Although at the time it was already a bad contract, Desmond received 5 years, $70 million. Like Taylor, he had a couple of 4-win seasons in the rear view mirror, but Desmond wasn’t the hitter that Taylor is and didn’t have as much flexibility defensively. It’s hard to see Taylor getting that fifth year, however I foresee a significantly higher average annual value. Four years, $86 million.
Just taking a peek at what multi-position players received last offseason and really the last couple years, Taylor is going to get a better contract than the two years, $14 million that Hernandez received from the Red Sox. Taylor was essentially on that deal ($13.4 million total) over the past two seasons already to finish his arbitration years. The Swiss army knife of the Dodgers would definitely be worth at what they gave A.J. Pollock (four years, $55 million) in my mind, but I’m not sure Taylor gets that.

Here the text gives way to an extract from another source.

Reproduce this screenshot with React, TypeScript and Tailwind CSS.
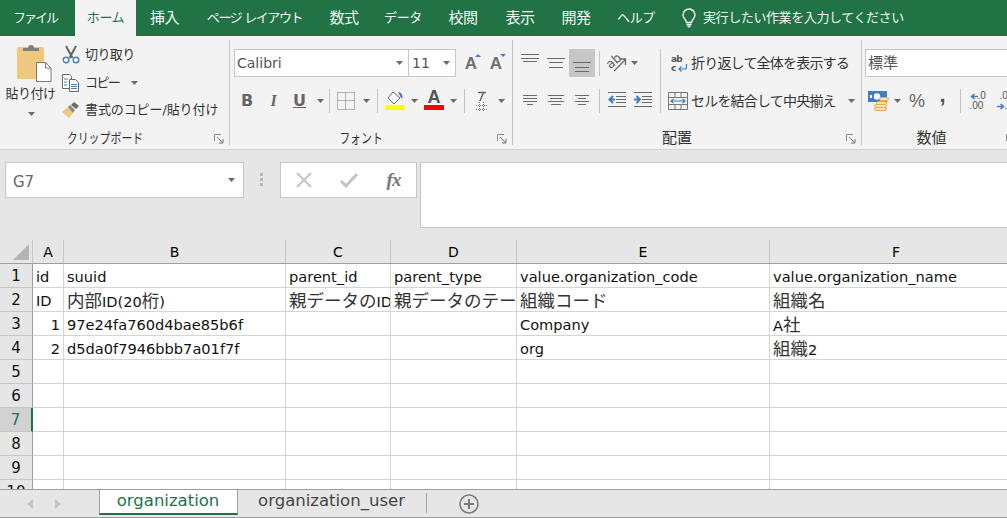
import type { ReactNode } from "react";

const FONT = "[font-family:'DejaVu_Sans','Noto_Sans_CJK_JP',sans-serif]";

const TABS = [
  { label: "ファイル", w: "w-[75px] pr-[5px] tracking-[-2px]" },
  { label: "ホーム", w: "w-[61px]", active: true },
  { label: "挿入", w: "w-[57px] text-[15px]" },
  { label: "ページ レイアウト", w: "w-[123px] tracking-[-1.4px]" },
  { label: "数式", w: "w-[56px] text-[15px]" },
  { label: "データ", w: "w-[62px]" },
  { label: "校閲", w: "w-[58px] text-[15px]" },
  { label: "表示", w: "w-[56px] text-[15px]" },
  { label: "開発", w: "w-[56px] text-[15px]" },
  { label: "ヘルプ", w: "w-[64px]" },
];

const COLS = [
  { name: "A", w: "w-[31px]" },
  { name: "B", w: "w-[222px]" },
  { name: "C", w: "w-[105px]" },
  { name: "D", w: "w-[126px]" },
  { name: "E", w: "w-[253px]" },
  { name: "F", w: "w-[253px]" },
];

const ROWS: { id?: string; right?: boolean; cells: string[] }[] = [
  { id: "id", cells: ["suuid", "parent_id", "parent_type", "value.organization_code", "value.organization_name"] },
  { id: "ID", cells: ["内部ID(20桁)", "親データのID", "親データのテーブル", "組織コード", "組織名"] },
  { id: "1", right: true, cells: ["97e24fa760d4bae85b6f", "", "", "Company", "A社"] },
  { id: "2", right: true, cells: ["d5da0f7946bbb7a01f7f", "", "", "org", "組織2"] },
  { cells: ["", "", "", "", ""] },
  { cells: ["", "", "", "", ""] },
  { cells: ["", "", "", "", ""] },
  { cells: ["", "", "", "", ""] },
  { cells: ["", "", "", "", ""] },
  { cells: ["", "", "", "", ""] },
];

// japanese runs are rendered bigger than latin in the sheet
function CellText({ text }: { text: string }) {
  const parts = text.split(/([\u3000-\u9fff]+)/);
  return (
    <>
      {parts.map((p, i) => (i % 2 === 1 ? <span key={i} className="text-[17.5px] text-[#333]">{p}</span> : p))}
    </>
  );
}

function Caret({ className = "" }: { className?: string }) {
  return (
    <svg width="7" height="4" viewBox="0 0 7 4" className={`shrink-0 ${className}`}>
      <path d="M0 0h7L3.5 4z" fill="#6a6a6a" />
    </svg>
  );
}

function Launcher() {
  return (
    <svg width="10" height="10" viewBox="0 0 10 10" className="absolute right-[5px] bottom-[1px]">
      <path d="M.5 7V.5H7" fill="none" stroke="#8a8a8a" />
      <path d="M3 3l5 5M5 9h4V5" fill="none" stroke="#6a6a6a" />
    </svg>
  );
}

function Group({ w, label, scale, children }: { w: string; label: string; scale?: boolean; children: ReactNode }) {
  return (
    <div className={`relative flex flex-col shrink-0 ${w} h-[105px] border-r border-[#c6c6c6]`}>
      <div className="flex-1 min-h-0">{children}</div>
      <div className="h-[21px] pt-[4px] pr-[20px] text-center leading-[21px] text-[#333] whitespace-nowrap">
        {scale ? (
          <span className="inline-block text-[14px] scale-x-[0.78]">{label}</span>
        ) : (
          <span className="text-[15px]">{label}</span>
        )}
      </div>
      <Launcher />
    </div>
  );
}

function Sep({ h = "h-[24px]" }: { h?: string }) {
  return <div className={`w-px shrink-0 ${h} bg-[#c6c6c6]`} />;
}

function Slot({ w, children }: { w: string; children?: ReactNode }) {
  return <div className={`${w} shrink-0 flex items-center justify-center`}>{children}</div>;
}

function Lines({ w, rows }: { w: number; rows: [number, number][] }) {
  return (
    <svg width={w} height="24" viewBox={`0 0 ${w} 24`}>
      {rows.map(([y, inset], i) => (
        <rect key={i} x={inset} y={y} width={w - inset * 2} height="1" fill="#6a6a6a" />
      ))}
    </svg>
  );
}

function PasteIcon() {
  return (
    <svg width="35" height="38" viewBox="0 0 35 38">
      <rect x="0" y="3" width="27" height="32" rx="2" fill="#efc77e" />
      <path d="M6 7V4h5a3 3 0 0 1 6 0h5v3z" fill="#7f7f7f" />
      <path d="M19.500 18.500h9l5.500 5.500v13.500h-14.500z" fill="#fff" stroke="#7a7a7a" />
      <path d="M28.500 18.500v5.500h5.500" fill="none" stroke="#7a7a7a" />
    </svg>
  );
}

function Scissors() {
  return (
    <svg width="18" height="19" viewBox="0 0 18 19">
      <path d="M4 1l6.500 12M14 1L7.500 13" stroke="#666" strokeWidth="2" fill="none" />
      <circle cx="4" cy="15" r="2.800" fill="none" stroke="#4a7fb8" strokeWidth="1.400" />
      <circle cx="14" cy="15" r="2.800" fill="none" stroke="#4a7fb8" strokeWidth="1.400" />
    </svg>
  );
}

function CopyIcon() {
  return (
    <svg width="18" height="18" viewBox="0 0 18 18">
      <path d="M.5.500h7l2 2v12h-9z" fill="#fff" stroke="#6a6a6a" />
      <path d="M7.500 5.500h6l3 3v9h-9z" fill="#fff" stroke="#6a6a6a" />
      <path d="M2 5h4M2 8h3M2 11h3" stroke="#4a7fb8" />
      <path d="M9 10.500h6M9 12.500h6M9 14.500h6" stroke="#4a7fb8" />
    </svg>
  );
}

function Brush() {
  return (
    <svg width="18" height="16" viewBox="0 0 18 16">
      <path d="M0 10l6-5 5 6-4 5z" fill="#efc77e" />
      <path d="M6 5l2-2 5 5-2 3z" fill="#8a8a8a" />
      <path d="M9 3l3-3 5 4-3 3z" fill="#6a6a6a" />
    </svg>
  );
}

function GrowA({ up }: { up: boolean }) {
  return (
    <div className="relative w-[16px] h-[18px] flex items-end justify-center text-[17px] leading-[17px] font-bold text-[#707070] [font-family:'Liberation_Sans',sans-serif]">
      A
      <svg width="6" height="3" viewBox="0 0 6 3" className="absolute top-0 -right-[2px]">
        <path d={up ? "M0 3h6L3 0z" : "M0 0h6L3 3z"} fill="#4a7fb8" />
      </svg>
    </div>
  );
}

function BorderIcon() {
  return (
    <svg width="18" height="18" viewBox="0 0 18 18">
      <path d="M.5.500h17v17H.5zM8.500 .5v17M.5 8.500h17" fill="none" stroke="#777" strokeDasharray="1 1" />
    </svg>
  );
}

function FillIcon() {
  return (
    <svg width="20" height="20" viewBox="0 0 20 20">
      <path d="M8 2l7 6-6 6-6-6z" fill="#fff" stroke="#666" />
      <path d="M8 2V0M13 2c3 0 5 3 4.500 6-1 1-2-1-2.500-2z" fill="#3f7fc0" stroke="none" />
      <rect x="0" y="15" width="20" height="5" fill="#ffff00" />
    </svg>
  );
}

function ColorA() {
  return (
    <div className="flex flex-col items-center w-[20px]">
      <span className="text-[18px] leading-[15px] font-bold text-[#555] [font-family:'Liberation_Sans',sans-serif]">A</span>
      <div className="w-[20px] h-[5px] bg-[#ff0000]" />
    </div>
  );
}

function ClearIcon() {
  return (
    <svg width="12" height="20" viewBox="0 0 12 20">
      <path d="M2 1.500h8M7.500 1.500L4 10" stroke="#666" strokeWidth="1.500" fill="none" />
      <path d="M0 14.500h12M0 18.500h12M3.500 11v9M7.500 11v9" stroke="#777" strokeDasharray="1 1" fill="none" />
    </svg>
  );
}

function OrientIcon() {
  return (
    <svg width="21" height="20" viewBox="0 0 21 20">
      <text x="0" y="13" fontSize="13" fill="#666" transform="rotate(-40 7 9)" fontFamily="DejaVu Sans">ab</text>
      <path d="M8 18L19 7M13.500 6h6v6" fill="none" stroke="#666" strokeWidth="1.300" />
    </svg>
  );
}

function IndentIcon({ out }: { out: boolean }) {
  return (
    <svg width="18" height="24" viewBox="0 0 18 24">
      <path d="M0 3.500h18M8 7.500h10M8 10.500h10M8 13.500h10M0 17.500h18" stroke="#6a6a6a" fill="none" />
      <path d={out ? "M7 10.500H2M5 7L1.500 10.500 5 14" : "M0 10.500h5M2.500 7L6 10.500 2.500 14"} stroke="#3f7fc0" strokeWidth="2" fill="none" />
    </svg>
  );
}

function WrapIcon() {
  return (
    <svg width="17" height="18" viewBox="0 0 17 18">
      <text x="0" y="8" fontSize="9" fontWeight="700" fill="#555" fontFamily="DejaVu Sans">ab</text>
      <text x="0" y="17" fontSize="9" fontWeight="700" fill="#555" fontFamily="DejaVu Sans">c</text>
      <path d="M15.500 10v3a2 2 0 0 1-2 2H8M10.500 12.500L8 15l2.500 2.500" fill="none" stroke="#3f7fc0" strokeWidth="1.200" />
    </svg>
  );
}

function MergeIcon() {
  return (
    <svg width="20" height="18" viewBox="0 0 20 18">
      <path d="M.5.500h19v17H.5zM.5 5.500h19M.5 12.500h19M7 .5v5M13 .5v5M7 12.500v5M13 12.500v5" fill="none" stroke="#777" />
      <path d="M3 9h14M5.500 7L3 9l2.500 2M14.500 7L17 9l-2.500 2" fill="#fff" stroke="#3f7fc0" strokeWidth="1.200" />
    </svg>
  );
}

function CurrencyIcon() {
  return (
    <svg width="21" height="20" viewBox="0 0 21 20">
      <rect x="0" y="0" width="19" height="11" fill="#3f7fc0" />
      <circle cx="9" cy="5.500" r="3.200" fill="#fff" />
      <rect x="2" y="4" width="2" height="3" fill="#fff" />
      <rect x="11.500" y="6.500" width="9" height="3" rx="1.500" fill="#fbe3bd" stroke="#e9a94f" />
      <rect x="8.500" y="10.500" width="10" height="3" rx="1.500" fill="#fbe3bd" stroke="#e9a94f" />
      <rect x="6.500" y="13.500" width="12" height="3" rx="1.500" fill="#fbe3bd" stroke="#e9a94f" />
      <rect x="6.500" y="16.500" width="12" height="3" rx="1.500" fill="#fbe3bd" stroke="#e9a94f" />
    </svg>
  );
}

function DecimalIcon({ inc }: { inc: boolean }) {
  const arrow = (
    <svg width="8" height="7" viewBox="0 0 8 7">
      <path d={inc ? "M0 3.500h6M3.500 1l3 2.500-3 2.500" : "M8 3.500H2M4.500 1L1.500 3.500l3 2.500"} fill="none" stroke="#3f7fc0" strokeWidth="1.600" />
    </svg>
  );
  return (
    <div className="w-[17px] h-[20px] flex flex-col text-[10px] leading-[10px] text-[#555] [font-family:'Liberation_Sans',sans-serif] whitespace-nowrap">
      {inc ? (
        <>
          <div className="pl-[3px]">.00</div>
          <div className="flex items-center">{arrow}<span>.0</span></div>
        </>
      ) : (
        <>
          <div className="flex items-center">{arrow}<span>.0</span></div>
          <div>.00</div>
        </>
      )}
    </div>
  );
}

function Ribbon() {
  return (
    <div className="h-[114px] bg-[#f3f3f3] border-b border-[#d2d2d2] flex pt-[4px] text-[#333] text-[13px] overflow-hidden">
      <Group w="w-[230px]" label="クリップボード" scale>
        <div className="flex h-full">
          <div className="w-[62px] shrink-0 flex flex-col items-center pt-[4px] pl-[6px]">
            <PasteIcon />
            <div className="-ml-[7px] mt-[3px] leading-[18px] tracking-[-0.5px]">貼り付け</div>
            <Caret className="-ml-[5px] mt-[9px]" />
          </div>
          <div className="flex flex-col pt-[1px]">
            <div className="h-[28px] flex items-center gap-[4px]"><Scissors /><span className="ml-[1px] tracking-[-0.6px]">切り取り</span></div>
            <div className="h-[28px] flex items-center gap-[4px]"><CopyIcon /><span className="ml-[1px] tracking-[-1.6px]">コピー</span><Caret className="ml-[8px]" /></div>
            <div className="h-[28px] flex items-center gap-[4px]"><Brush /><span className="ml-[1px] tracking-[-0.1px]">書式のコピー/貼り付け</span></div>
          </div>
        </div>
      </Group>

      <Group w="w-[283px]" label="フォント" scale>
        <div className="pt-[9px] pl-[4px]">
          <div className="flex items-center h-[28px]">
            <div className="w-[175px] h-[28px] bg-white border border-[#c6c6c6] flex items-center justify-between pl-[2px] pr-[5px] text-[14px]">
              <span className="text-[#555]">Calibri</span>
              <Caret />
            </div>
            <div className="w-[48px] h-[28px] bg-white border border-[#c6c6c6] -ml-px flex items-center justify-between pl-[3px] pr-[5px] text-[14px]">
              <span className="text-[#555]">11</span>
              <Caret />
            </div>
            <div className="ml-[7px] w-[16px]"><GrowA up /></div>
            <div className="ml-[9px] w-[16px]"><GrowA up={false} /></div>
          </div>
          <div className="flex items-center h-[24px] mt-[12px]">
            <Slot w="w-[26px]"><b className="text-[16px] text-[#666]">B</b></Slot>
            <Slot w="w-[27px]"><i className="text-[16px] font-bold text-[#666] [font-family:'Liberation_Serif',serif]">I</i></Slot>
            <Slot w="w-[25px]"><b className="text-[16px] text-[#666] underline">U</b></Slot>
            <Slot w="w-[17px]"><Caret /></Slot>
            <Sep />
            <Slot w="w-[26px] pl-[6px]"><BorderIcon /></Slot>
            <Slot w="w-[21px]"><Caret /></Slot>
            <Sep />
            <Slot w="w-[28px] pl-[6px] pb-[2px]"><FillIcon /></Slot>
            <Slot w="w-[13px] pl-[3px]"><Caret /></Slot>
            <Slot w="w-[24px] pl-[6px] pb-[2px]"><ColorA /></Slot>
            <Slot w="w-[21px]"><Caret /></Slot>
            <Sep />
            <Slot w="w-[26px] pl-[8px]"><ClearIcon /></Slot>
            <Slot w="w-[20px]"><Caret /></Slot>
          </div>
        </div>
      </Group>

      <Group w="w-[349px]" label="配置">
        <div className="pt-[9px] flex">
          <div className="flex flex-col w-[147px] shrink-0">
            <div className="flex items-center h-[28px]">
              <Slot w="w-[8px]" />
              <Slot w="w-[18px]"><Lines w={18} rows={[[3, 0], [7, 0], [10, 2]]} /></Slot>
              <Slot w="w-[8px]" />
              <Slot w="w-[18px]"><Lines w={18} rows={[[7, 0], [11, 2], [16, 2]]} /></Slot>
              <Slot w="w-[4px]" />
              <div className="w-[26px] h-[28px] bg-[#c6c6c6] flex items-center justify-center shrink-0"><Lines w={18} rows={[[11, 0], [16, 2], [20, 2]]} /></div>
              <Slot w="w-[4px]" />
              <Sep h="h-[25px]" />
              <Slot w="w-[27px] pl-[6px]"><OrientIcon /></Slot>
              <Slot w="w-[14px]"><Caret /></Slot>
            </div>
            <div className="flex items-center h-[24px] mt-[12px]">
              <Slot w="w-[10px]" />
              <Slot w="w-[14px]"><Lines w={14} rows={[[6, 0], [9, 0], [12, 0], [15, 4]]} /></Slot>
              <Slot w="w-[38px]"><Lines w={16} rows={[[6, 0], [9, 2], [12, 0], [15, 3]]} /></Slot>
              <Slot w="w-[14px]"><Lines w={14} rows={[[6, 0], [9, 3], [12, 0], [15, 3]]} /></Slot>
              <Slot w="w-[10px]" />
              <Sep />
              <Slot w="w-[34px]"><IndentIcon out /></Slot>
              <Slot w="w-[18px]"><IndentIcon out={false} /></Slot>
            </div>
          </div>
          <Sep h="h-[64px]" />
          <div className="flex flex-col pl-[10px] whitespace-nowrap text-[14px] tracking-[-0.8px]">
            <div className="h-[28px] flex items-center gap-[3px]"><WrapIcon /><span>折り返して全体を表示する</span></div>
            <div className="h-[24px] mt-[12px] flex items-center -ml-[3px] gap-[3px]"><MergeIcon /><span>セルを結合して中央揃え</span><Caret className="ml-[9px]" /></div>
          </div>
        </div>
      </Group>

      <Group w="w-[160px]" label="数値">
        <div className="pt-[9px] pl-[3px]">
          <div className="h-[28px] w-[160px] bg-white border border-[#c6c6c6] pl-[2px] flex items-center text-[15px] text-[#555]">標準</div>
          <div className="flex items-center h-[24px] mt-[12px] pl-[3px]">
            <Slot w="w-[21px]"><CurrencyIcon /></Slot>
            <Slot w="w-[16px]"><Caret /></Slot>
            <Slot w="w-[24px]"><span className="text-[18px] text-[#666] [font-family:'Liberation_Sans',sans-serif]">%</span></Slot>
            <Slot w="w-[31px] pr-[4px]"><span className="text-[22px] leading-[22px] font-bold text-[#555] -mt-[12px] [font-family:'Liberation_Sans',sans-serif]">,</span></Slot>
            <Sep />
            <Slot w="w-[34px]"><DecimalIcon inc={false} /></Slot>
            <Slot w="w-[20px]"><DecimalIcon inc /></Slot>
          </div>
        </div>
      </Group>
    </div>
  );
}

function FormulaBar() {
  return (
    <div className="h-[90px] bg-[#e6e6e6] flex items-start pt-[12px] pl-[5px]">
      <div className="w-[239px] h-[36px] shrink-0 bg-white border border-[#c6c6c6] flex items-center justify-between pl-[7px] pr-[8px]">
        <span className="pt-[5px] text-[15px] text-[#666]">G7</span>
        <Caret />
      </div>
      <div className="w-[36px] h-[36px] shrink-0 flex flex-col items-center justify-center gap-[2px] pb-[2px] pr-[2px]">
        <div className="w-[3px] h-[3px] bg-[#b8b8b8]" />
        <div className="w-[3px] h-[3px] bg-[#b8b8b8]" />
        <div className="w-[3px] h-[3px] bg-[#b8b8b8]" />
      </div>
      <div className="w-[137px] h-[36px] shrink-0 bg-white border border-[#c6c6c6] flex items-center">
        <Slot w="w-[45px]">
          <svg width="16" height="16" viewBox="0 0 16 16"><path d="M1 1l14 14M15 1L1 15" stroke="#c4c4c4" strokeWidth="2" /></svg>
        </Slot>
        <Slot w="w-[45px]">
          <svg width="18" height="15" viewBox="0 0 18 15"><path d="M1 8l5 5L17 1" fill="none" stroke="#c4c4c4" strokeWidth="3" /></svg>
        </Slot>
        <Slot w="w-[45px]">
          <span className="text-[19px] font-bold italic text-[#777] tracking-[-1px] [font-family:'Liberation_Serif',serif]">fx</span>
        </Slot>
      </div>
      <div className="ml-[3px] flex-1 h-[66px] bg-white border border-[#c6c6c6] border-r-0" />
    </div>
  );
}

function Sheet() {
  return (
    <div className="flex-1 min-h-0 overflow-hidden bg-white">
      <div className="flex h-[24px] bg-[#e6e6e6] border-b border-[#9e9e9e]">
        <div className="w-[33px] shrink-0 border-r border-[#c6c6c6] flex items-start pl-[13px] pt-[4px]">
          <svg width="16" height="16" viewBox="0 0 16 16"><path d="M16 0v16H0z" fill="#b5b5b5" /></svg>
        </div>
        {COLS.map((c) => (
          <div key={c.name} className={`${c.w} shrink-0 border-r border-[#c6c6c6] text-center text-[14px] leading-[25px] text-black`}>
            {c.name}
          </div>
        ))}
      </div>
      {ROWS.map((row, i) => (
        <div key={i} className="flex h-[24px]">
          <div className={`w-[33px] shrink-0 text-center text-[15px] leading-[25px] border-b border-b-[#c6c6c6] ${i === 6 ? "bg-[#d2d2d2] text-[#217346] border-r-2 border-r-[#217346]" : "bg-[#e6e6e6] text-[#111] border-r border-r-[#9e9e9e]"}`}>
            {i + 1}
          </div>
          <div className={`w-[31px] shrink-0 overflow-hidden border-r border-b border-[#d4d4d4] px-[3px] text-[14.6px] leading-[26px] text-[#111] ${row.right ? "text-right" : ""}`}>
            {row.id}
          </div>
          {row.cells.map((cell, j) => (
            <div key={j} className={`${COLS[j + 1].w} shrink-0 overflow-hidden whitespace-nowrap border-r border-b border-[#d4d4d4] px-[3px] text-[14.6px] leading-[26px] text-[#111]`}>
              <CellText text={cell} />
            </div>
          ))}
        </div>
      ))}
    </div>
  );
}

function TabBar() {
  return (
    <div className="h-[29px] shrink-0 bg-[#e6e6e6] border-t border-b border-[#9e9e9e] flex items-start text-[16.5px]">
      <div className="w-[99px] h-[27px] shrink-0 flex items-center pl-[27px] gap-[22px]">
        <svg width="6" height="10" viewBox="0 0 6 10"><path d="M6 0v10L0 5z" fill="#c4c4c4" /></svg>
        <svg width="6" height="10" viewBox="0 0 6 10"><path d="M0 0v10l6-5z" fill="#c4c4c4" /></svg>
      </div>
      <div className="w-[139px] h-[26px] shrink-0 -mt-px bg-white border-x border-t border-[#9e9e9e] border-b-[2px] border-b-[#217346] text-center text-[#217346] leading-[22px] pr-[1px]">
        organization
      </div>
      <div className="w-[188px] shrink-0 text-center text-[#444] leading-[21px] pr-[1px]">organization_user</div>
      <div className="w-px h-[20px] mt-[3px] bg-[#9e9e9e] shrink-0" />
      <div className="ml-[32px] mt-[4px]">
        <svg width="20" height="20" viewBox="0 0 20 20">
          <circle cx="10" cy="10" r="9" fill="none" stroke="#7a7a7a" strokeWidth="1.500" />
          <path d="M10 5v10M5 10h10" stroke="#7a7a7a" strokeWidth="2" />
        </svg>
      </div>
    </div>
  );
}

export default function App() {
  return (
    <div className={`w-[1007px] h-[518px] flex flex-col overflow-hidden bg-white ${FONT}`}>
      <div className="h-[36px] shrink-0 bg-[#217346] flex text-[#f4f7f5] text-[13px] tracking-[-0.4px]">
        {TABS.map((t) => (
          <div key={t.label} className={`${t.w} shrink-0 flex items-center justify-center whitespace-nowrap ${t.active ? "bg-[#f3f3f3] text-[#217346]" : ""}`}>
            {t.label}
          </div>
        ))}
        <div className="flex items-center ml-[14px] gap-[7px] whitespace-nowrap">
          <svg width="14" height="20" viewBox="0 0 14 20">
            <path d="M4.500 14.500c0-3-3.500-4-3.500-7.500a6 6 0 0 1 12 0c0 3.500-3.500 4.500-3.500 7.500z" fill="none" stroke="#fff" strokeWidth="1.300" />
            <path d="M4.500 16.500h5M5.500 18.500h3" stroke="#fff" strokeWidth="1.300" />
          </svg>
          <span>実行したい作業を入力してください</span>
        </div>
      </div>
      <Ribbon />
      <FormulaBar />
      <Sheet />
      <TabBar />
    </div>
  );
}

It’s going to depend on who makes a play for him. Most teams will check in on Taylor since he’s such a versatile “glue guy” that every club could use. I can’t fathom a team going longer than four years or shorter than three. My guess will be three years, $39 million.
The Dodgers don’t have any clear replacements for Chris Taylor after losing Hernández and Joc Pederson last offseason. I think Taylor’s due to get a contract worth roughly double what he’s currently earning annually. A four-year, $60 million contract sounds like a lot, but CT3 could look for a lengthier five-to-six-year deal via free agency. What makes Taylor so valuable is his versatility, likely making him popular on the open market. The Dodgers can’t let Taylor leave in free agency. The need to make a strong competitive offer to keep him in Dodger Blue.
— Stacie Wheeler
As a group, the six of us averaged $58.7 million in total contract value for Taylor, and $16 million per year. Four of us guessed four years, with a pair of three-year deals.